#### WHAT YOU SHOULD DO
Determine the count of lines holding the string "styles". Return only the number.
┄┄┄┄┄┄
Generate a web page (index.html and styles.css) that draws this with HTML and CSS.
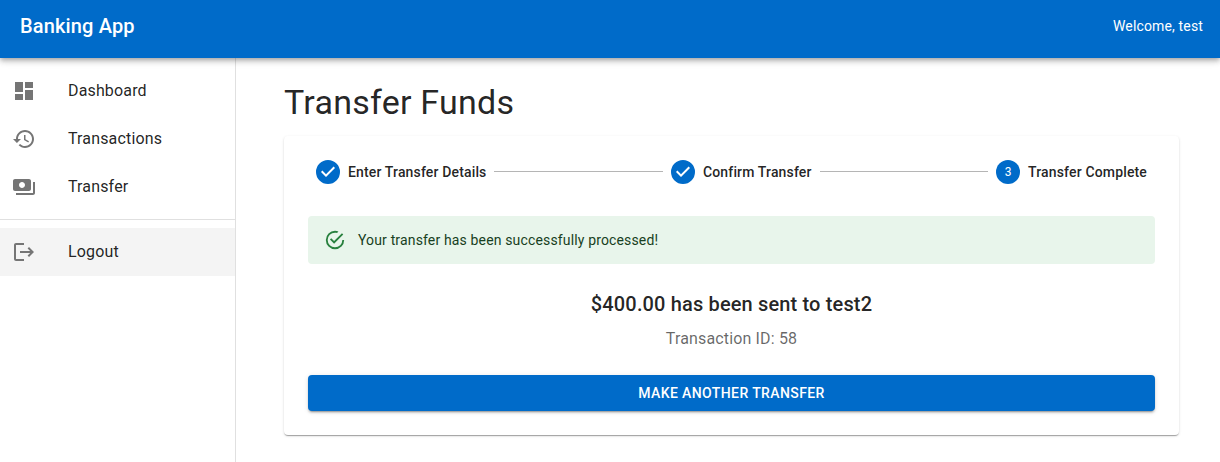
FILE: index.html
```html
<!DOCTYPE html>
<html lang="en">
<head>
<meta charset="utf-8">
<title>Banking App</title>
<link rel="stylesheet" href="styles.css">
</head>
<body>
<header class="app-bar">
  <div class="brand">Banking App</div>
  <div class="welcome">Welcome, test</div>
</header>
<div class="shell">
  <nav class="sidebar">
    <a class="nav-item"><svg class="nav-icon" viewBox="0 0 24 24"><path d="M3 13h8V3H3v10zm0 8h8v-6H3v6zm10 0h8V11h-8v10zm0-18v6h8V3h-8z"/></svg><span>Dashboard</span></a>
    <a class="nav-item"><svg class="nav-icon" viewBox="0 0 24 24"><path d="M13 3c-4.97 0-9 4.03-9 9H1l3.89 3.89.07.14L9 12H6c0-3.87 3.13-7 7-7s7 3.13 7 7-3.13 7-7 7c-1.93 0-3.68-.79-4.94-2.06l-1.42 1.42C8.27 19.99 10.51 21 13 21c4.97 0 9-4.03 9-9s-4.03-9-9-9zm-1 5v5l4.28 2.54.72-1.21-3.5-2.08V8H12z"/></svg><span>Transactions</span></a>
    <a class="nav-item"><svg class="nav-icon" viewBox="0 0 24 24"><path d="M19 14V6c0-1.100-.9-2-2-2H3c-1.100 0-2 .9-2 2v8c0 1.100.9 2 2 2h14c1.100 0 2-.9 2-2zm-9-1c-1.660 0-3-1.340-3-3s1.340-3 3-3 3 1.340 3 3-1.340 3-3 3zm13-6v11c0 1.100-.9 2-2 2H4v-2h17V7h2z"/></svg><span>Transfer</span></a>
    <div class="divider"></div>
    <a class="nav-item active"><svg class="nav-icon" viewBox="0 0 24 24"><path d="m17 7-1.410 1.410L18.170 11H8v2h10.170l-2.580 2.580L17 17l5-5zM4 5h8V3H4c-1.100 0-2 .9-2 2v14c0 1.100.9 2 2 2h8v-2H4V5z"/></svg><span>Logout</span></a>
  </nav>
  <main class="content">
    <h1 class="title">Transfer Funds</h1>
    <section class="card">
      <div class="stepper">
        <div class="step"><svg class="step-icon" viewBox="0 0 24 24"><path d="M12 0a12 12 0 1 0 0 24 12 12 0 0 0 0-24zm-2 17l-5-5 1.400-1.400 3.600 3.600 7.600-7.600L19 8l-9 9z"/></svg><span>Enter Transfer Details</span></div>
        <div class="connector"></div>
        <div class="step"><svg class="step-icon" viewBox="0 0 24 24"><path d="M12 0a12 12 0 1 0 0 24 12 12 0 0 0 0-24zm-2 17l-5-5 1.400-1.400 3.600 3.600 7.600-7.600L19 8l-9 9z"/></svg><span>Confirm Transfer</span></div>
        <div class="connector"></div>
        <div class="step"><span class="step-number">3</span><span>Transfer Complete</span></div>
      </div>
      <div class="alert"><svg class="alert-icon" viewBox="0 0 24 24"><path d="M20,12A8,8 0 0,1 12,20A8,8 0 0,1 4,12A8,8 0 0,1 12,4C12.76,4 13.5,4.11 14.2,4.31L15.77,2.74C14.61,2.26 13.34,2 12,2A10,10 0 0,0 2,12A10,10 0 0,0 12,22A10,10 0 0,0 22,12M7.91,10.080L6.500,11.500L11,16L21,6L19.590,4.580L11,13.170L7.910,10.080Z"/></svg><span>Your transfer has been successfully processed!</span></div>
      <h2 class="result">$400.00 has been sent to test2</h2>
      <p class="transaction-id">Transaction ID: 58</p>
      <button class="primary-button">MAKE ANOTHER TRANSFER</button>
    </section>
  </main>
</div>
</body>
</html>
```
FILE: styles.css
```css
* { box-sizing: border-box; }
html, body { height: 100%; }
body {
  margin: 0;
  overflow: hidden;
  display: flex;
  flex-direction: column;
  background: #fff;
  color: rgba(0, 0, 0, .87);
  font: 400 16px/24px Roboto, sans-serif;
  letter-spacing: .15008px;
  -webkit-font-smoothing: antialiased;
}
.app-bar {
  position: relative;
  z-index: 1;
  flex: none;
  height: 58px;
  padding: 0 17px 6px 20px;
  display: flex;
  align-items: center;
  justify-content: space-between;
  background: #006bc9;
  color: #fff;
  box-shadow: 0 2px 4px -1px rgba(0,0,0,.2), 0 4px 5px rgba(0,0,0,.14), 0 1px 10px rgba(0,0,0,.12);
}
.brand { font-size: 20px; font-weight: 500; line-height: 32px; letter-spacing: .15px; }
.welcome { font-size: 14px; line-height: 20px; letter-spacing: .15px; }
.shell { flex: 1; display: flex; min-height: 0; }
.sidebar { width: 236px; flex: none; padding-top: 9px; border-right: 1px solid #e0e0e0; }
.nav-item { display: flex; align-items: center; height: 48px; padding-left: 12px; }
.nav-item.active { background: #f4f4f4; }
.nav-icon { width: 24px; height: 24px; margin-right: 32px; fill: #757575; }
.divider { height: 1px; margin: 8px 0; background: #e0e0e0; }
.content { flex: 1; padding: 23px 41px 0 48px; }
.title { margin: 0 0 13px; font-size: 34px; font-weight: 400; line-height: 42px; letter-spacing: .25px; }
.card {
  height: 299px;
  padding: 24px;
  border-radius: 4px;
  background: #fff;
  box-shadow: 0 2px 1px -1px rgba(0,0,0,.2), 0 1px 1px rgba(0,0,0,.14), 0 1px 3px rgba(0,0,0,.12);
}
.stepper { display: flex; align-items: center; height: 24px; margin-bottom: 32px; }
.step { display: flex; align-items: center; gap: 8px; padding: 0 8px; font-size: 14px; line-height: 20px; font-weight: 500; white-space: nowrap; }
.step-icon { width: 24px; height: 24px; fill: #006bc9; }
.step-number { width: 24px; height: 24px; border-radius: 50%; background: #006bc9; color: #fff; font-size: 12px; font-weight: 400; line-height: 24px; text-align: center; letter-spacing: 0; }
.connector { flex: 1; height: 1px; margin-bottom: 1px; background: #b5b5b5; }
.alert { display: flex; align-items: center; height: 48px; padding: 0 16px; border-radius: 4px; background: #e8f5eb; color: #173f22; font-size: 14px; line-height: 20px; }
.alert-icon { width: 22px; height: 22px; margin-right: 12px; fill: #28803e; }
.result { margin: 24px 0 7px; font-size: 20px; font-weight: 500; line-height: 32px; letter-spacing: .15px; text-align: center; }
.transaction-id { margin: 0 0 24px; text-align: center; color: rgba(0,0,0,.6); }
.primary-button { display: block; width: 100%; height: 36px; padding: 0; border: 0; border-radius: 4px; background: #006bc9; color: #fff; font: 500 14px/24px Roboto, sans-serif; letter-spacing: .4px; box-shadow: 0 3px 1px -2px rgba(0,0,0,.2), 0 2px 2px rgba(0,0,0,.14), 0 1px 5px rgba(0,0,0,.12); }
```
┄┄┄┄┄┄
#### SOLUTION TO THIS PROBLEM
3